═══ Information shown ═══
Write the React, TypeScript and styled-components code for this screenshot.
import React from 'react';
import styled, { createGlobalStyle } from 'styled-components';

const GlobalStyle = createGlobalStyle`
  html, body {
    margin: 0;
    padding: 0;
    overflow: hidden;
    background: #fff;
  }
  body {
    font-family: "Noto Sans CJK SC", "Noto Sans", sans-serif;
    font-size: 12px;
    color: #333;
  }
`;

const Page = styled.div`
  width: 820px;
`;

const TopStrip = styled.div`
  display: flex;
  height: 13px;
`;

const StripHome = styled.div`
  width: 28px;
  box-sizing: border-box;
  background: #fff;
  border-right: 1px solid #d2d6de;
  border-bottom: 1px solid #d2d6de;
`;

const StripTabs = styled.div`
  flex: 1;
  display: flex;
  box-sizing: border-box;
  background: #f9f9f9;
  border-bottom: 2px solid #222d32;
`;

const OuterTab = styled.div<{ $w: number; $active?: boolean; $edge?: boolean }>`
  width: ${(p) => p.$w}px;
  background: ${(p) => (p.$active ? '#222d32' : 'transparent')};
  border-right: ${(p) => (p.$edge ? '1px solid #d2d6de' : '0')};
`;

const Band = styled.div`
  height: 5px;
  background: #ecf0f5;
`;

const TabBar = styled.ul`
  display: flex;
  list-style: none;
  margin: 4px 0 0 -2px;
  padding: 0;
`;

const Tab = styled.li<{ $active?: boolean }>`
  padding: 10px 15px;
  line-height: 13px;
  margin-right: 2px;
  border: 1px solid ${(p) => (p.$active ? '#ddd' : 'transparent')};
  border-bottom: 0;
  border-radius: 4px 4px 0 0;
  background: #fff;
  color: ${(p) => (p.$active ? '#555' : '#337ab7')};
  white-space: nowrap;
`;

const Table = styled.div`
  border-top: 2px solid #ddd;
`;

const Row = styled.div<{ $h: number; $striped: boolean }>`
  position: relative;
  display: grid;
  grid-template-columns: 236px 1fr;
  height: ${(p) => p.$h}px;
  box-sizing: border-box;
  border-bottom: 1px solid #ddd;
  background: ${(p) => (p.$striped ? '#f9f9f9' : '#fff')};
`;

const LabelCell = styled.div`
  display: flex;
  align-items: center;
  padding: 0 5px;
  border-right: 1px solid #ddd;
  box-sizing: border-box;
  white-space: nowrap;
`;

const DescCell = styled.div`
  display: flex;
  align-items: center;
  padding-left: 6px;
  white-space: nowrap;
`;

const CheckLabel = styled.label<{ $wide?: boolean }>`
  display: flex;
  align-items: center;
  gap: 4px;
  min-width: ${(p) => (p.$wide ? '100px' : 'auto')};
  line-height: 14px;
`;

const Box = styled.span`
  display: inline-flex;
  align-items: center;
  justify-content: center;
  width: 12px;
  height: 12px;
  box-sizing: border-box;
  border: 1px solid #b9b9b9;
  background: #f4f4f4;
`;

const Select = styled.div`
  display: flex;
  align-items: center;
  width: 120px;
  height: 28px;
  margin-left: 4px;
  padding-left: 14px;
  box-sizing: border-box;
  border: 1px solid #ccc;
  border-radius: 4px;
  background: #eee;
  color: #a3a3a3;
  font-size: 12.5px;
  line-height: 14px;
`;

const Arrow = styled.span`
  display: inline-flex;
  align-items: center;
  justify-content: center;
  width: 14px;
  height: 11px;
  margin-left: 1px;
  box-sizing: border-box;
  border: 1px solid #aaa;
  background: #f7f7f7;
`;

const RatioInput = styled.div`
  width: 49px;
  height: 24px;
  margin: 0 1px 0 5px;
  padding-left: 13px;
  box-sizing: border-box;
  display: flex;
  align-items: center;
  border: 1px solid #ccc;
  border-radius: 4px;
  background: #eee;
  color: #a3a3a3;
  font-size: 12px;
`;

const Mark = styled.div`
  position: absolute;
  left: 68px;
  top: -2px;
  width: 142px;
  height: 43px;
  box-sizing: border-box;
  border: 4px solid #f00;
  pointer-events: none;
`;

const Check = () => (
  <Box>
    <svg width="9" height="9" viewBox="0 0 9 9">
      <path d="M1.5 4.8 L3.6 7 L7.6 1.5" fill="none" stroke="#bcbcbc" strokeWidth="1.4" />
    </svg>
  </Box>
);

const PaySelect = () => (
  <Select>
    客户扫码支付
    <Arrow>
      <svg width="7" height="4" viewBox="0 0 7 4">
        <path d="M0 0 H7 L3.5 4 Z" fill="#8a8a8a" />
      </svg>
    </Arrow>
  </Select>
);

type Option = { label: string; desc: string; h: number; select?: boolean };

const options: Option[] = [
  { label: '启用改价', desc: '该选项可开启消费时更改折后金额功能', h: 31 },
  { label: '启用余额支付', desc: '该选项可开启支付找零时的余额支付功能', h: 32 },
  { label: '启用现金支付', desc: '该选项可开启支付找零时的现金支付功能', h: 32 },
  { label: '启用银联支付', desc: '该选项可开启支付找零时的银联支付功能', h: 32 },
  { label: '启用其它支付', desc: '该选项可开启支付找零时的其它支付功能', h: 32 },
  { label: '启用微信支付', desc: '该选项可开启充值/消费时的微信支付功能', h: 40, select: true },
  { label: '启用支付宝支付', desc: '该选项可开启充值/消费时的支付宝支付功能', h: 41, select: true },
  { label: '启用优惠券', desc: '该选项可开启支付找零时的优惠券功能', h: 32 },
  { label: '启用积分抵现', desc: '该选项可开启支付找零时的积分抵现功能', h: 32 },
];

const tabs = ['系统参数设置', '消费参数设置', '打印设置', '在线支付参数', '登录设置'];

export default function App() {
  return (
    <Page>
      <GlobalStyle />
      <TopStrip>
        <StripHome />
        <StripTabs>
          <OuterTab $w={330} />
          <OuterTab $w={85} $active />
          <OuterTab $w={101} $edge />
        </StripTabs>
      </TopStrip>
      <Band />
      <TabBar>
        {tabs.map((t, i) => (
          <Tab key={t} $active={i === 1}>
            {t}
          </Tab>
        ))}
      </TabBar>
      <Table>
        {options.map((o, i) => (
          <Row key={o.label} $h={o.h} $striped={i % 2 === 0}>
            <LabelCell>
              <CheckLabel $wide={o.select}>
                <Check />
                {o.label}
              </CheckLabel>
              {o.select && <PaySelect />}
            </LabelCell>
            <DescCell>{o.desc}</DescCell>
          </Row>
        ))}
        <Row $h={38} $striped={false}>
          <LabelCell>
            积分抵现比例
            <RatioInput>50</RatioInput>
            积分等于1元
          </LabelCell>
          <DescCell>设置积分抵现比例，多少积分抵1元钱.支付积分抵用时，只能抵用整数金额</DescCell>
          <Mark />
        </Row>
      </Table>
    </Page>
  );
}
═══
▶ [Exercise requirements] Copy each line from the data above that includes "components".

▶ [Finished answer]
Write the React, TypeScript and styled-components code for this screenshot.
import styled, { createGlobalStyle } from 'styled-components';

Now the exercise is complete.